Он был загадочной личностью. Сознаюсь, до конца я его никогда не мог понять. Думаю, что до конца его почти никто и не понимал. Иногда мне казалось, что эта загадочность следствие скрываемой пустоты, а иногда что он так сильно чувствует, что оберегает себя от лишних переживаний, защищается.
Актеры бывают часто просто неинтересны. Как я уже говорил, они бывают пешками. А интересные слишком важничают, их не сдвинешь с места. А Даль был интересен и подвижен…
Даль и Высоцкий самые интересные из актеров, которых я знал. К сожалению, так случилось, что оба рано ушли. Они в «Плохом хорошем человеке» вместе замечательно играли. Какой это замечательный человеческий и чеховский дуэт!
Он по-мальчишески безбоязненно мог броситься в любое творческое задание.
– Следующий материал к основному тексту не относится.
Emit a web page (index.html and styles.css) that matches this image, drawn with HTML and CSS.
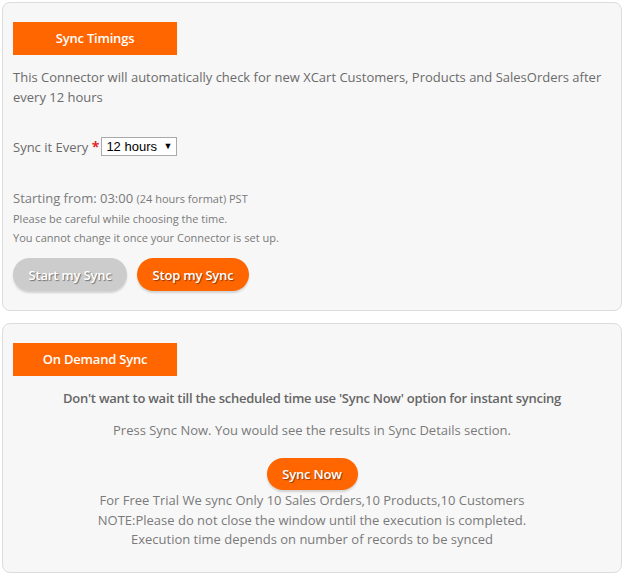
FILE: index.html
```html
<!DOCTYPE html>
<html>
<head>
<meta charset="utf-8">
<link rel="stylesheet" href="styles.css">
</head>
<body>
<div class="page">
  <section class="panel panel-timings">
    <div class="panel-title">Sync Timings</div>
    <p class="intro">This Connector will automatically check for new XCart Customers, Products and SalesOrders after every 12 hours</p>
    <div class="field">
      <label class="field-label">Sync it Every <span class="req">*</span></label>
      <span class="select-wrap">
        <select class="select"><option>12 hours</option></select>
        <span class="arrow">&#9660;</span>
      </span>
    </div>
    <div class="start">Starting from: 03:00 <span class="small">(24 hours format) PST</span></div>
    <div class="note">Please be careful while choosing the time.</div>
    <div class="note">You cannot change it once your Connector is set up.</div>
    <div class="actions">
      <button class="btn btn-gray">Start my Sync</button>
      <button class="btn btn-orange">Stop my Sync</button>
    </div>
  </section>
  <section class="panel panel-demand">
    <div class="panel-title">On Demand Sync</div>
    <p class="lead">Don't want to wait till the scheduled time use 'Sync Now' option for instant syncing</p>
    <p class="press">Press Sync Now. You would see the results in Sync Details section.</p>
    <div class="center"><button class="btn btn-orange btn-now">Sync Now</button></div>
    <div class="info">
      <div>For Free Trial We sync Only 10 Sales Orders,10 Products,10 Customers</div>
      <div>NOTE:Please do not close the window until the execution is completed.</div>
      <div>Execution time depends on number of records to be synced</div>
    </div>
  </section>
</div>
</body>
</html>
```
FILE: styles.css
```css
* { box-sizing: border-box; }
body {
  margin: 0;
  background: #ffffff;
  font-family: "Open Sans", "Noto Sans", sans-serif;
  color: #6b6b6b;
}
.page {
  padding: 2px 5px 0 2px;
  display: flex;
  flex-direction: column;
  gap: 12px;
}
.panel {
  background: #f7f7f7;
  border: 1px solid #dcdcdc;
  border-radius: 8px;
  padding: 19px 10px 0 10px;
}
.panel-timings { height: 309px; }
.panel-demand { height: 250px; }
.panel-title {
  width: 164px;
  height: 33px;
  background: #ff6600;
  color: #fff;
  font-size: 13px;
  font-weight: 600;
  line-height: 33px;
  text-align: center;
  letter-spacing: -0.2px;
}
.intro {
  margin: 12px 0 0 0;
  font-size: 13px;
  line-height: 20px;
}
.field {
  margin-top: 29px;
  display: flex;
  align-items: center;
  gap: 2px;
  height: 20px;
}
.field-label { font-size: 13px; }
.req { color: #e3262b; font-weight: 700; font-size: 14px; }
.select-wrap {
  position: relative;
  display: inline-block;
}
.select {
  appearance: none;
  -webkit-appearance: none;
  font-family: "Liberation Sans", Arial, sans-serif;
  font-size: 13px;
  color: #000;
  height: 19px;
  width: 76px;
  border: 1px solid #a9a9a9;
  background: #fff;
  padding: 0 0 0 4px;
  border-radius: 0;
  line-height: 17px;
  display: block;
}
.arrow {
  position: absolute;
  right: 5px;
  top: 3px;
  font-size: 9px;
  color: #000;
  line-height: 12px;
  pointer-events: none;
}
.start {
  margin-top: 32px;
  font-size: 13px;
  line-height: 20px;
  color: #7a7a7a;
}
.start .small { font-size: 11px; }
.note {
  font-size: 11px;
  line-height: 19px;
  color: #7a7a7a;
}
.actions {
  margin-top: 11px;
  display: flex;
  gap: 10px;
}
.btn {
  height: 33px;
  border: none;
  border-radius: 17px;
  font-family: "Open Sans", "Noto Sans", sans-serif;
  font-size: 13px;
  font-weight: 600;
  color: #fff;
  text-shadow: 1px 1px 1px rgba(0,0,0,0.45);
  box-shadow: 0 2px 2px rgba(0,0,0,0.15);
  padding: 0;
  letter-spacing: -0.2px;
}
.btn-gray { background: #cccccc; width: 114px; }
.btn-orange { background: #ff6600; width: 112px; }
.btn-now { width: 91px; height: 32px; }
.lead {
  margin: 12px 0 0 0;
  text-align: center;
  font-size: 13px;
  font-weight: 600;
  line-height: 20px;
  color: #666;
  letter-spacing: -0.25px;
}
.press {
  margin: 12px 0 0 0;
  text-align: center;
  font-size: 13px;
  line-height: 20px;
  color: #7a7a7a;
}
.center {
  margin-top: 18px;
  display: flex;
  justify-content: center;
}
.info {
  text-align: center;
  font-size: 13px;
  line-height: 19.5px;
  color: #7a7a7a;
  margin-top: 1px;
}
```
Он был импровизатором. Так называемый «академизм» ему совершенно не грозил. Он был насмешником и на сцене изворачивался, как уж. У него была такая способность: он ставил партнеров в глупые положения. Он мог Бог знает что сделать. В «Месяце в деревне» в серьезной сцене он вскакивал, сняв ботинок, и гонялся за бабочкой ловил, хлопал, убивал, и остановить его было невозможно. Потом ровный, будто аршин проглотил, спина ровная, худой такой уходил со сцены с невозмутимым видом. Его даже побаивались.
Замечание ему делать было достаточно трудно. Он смотрел куда-то в сторону и молчал, а мог резануть что-то очень обидное. Но я его любил. Мне его способность к импровизации не мешала, наоборот, он так замечательно точно схватывал смысл, что все его дерзкие импровизации были к месту.
В Театре на Малой Бронной он сыграл Беляева в «Месяце в деревне» и, конечно, был идеальным Беляевым. Даже внешность трудно было лучше подобрать. У него были такие удивительные, редкие внешние данные тонкая фигура, жесткое, резкое лицо, невероятные по выразительности глаза. Он очень хорошо понимал, когда в кино снимали крупный план, что ничего не надо делать только чуть-чуть изменить выражение глаз. Он был прирожденным киноартистом. Он мог быть неподвижным, но притом невероятно активным внутренне. Я очень люблю такие моменты когда актер неподвижен и только слегка повернется, а уже динамичен, уже огромный смысл.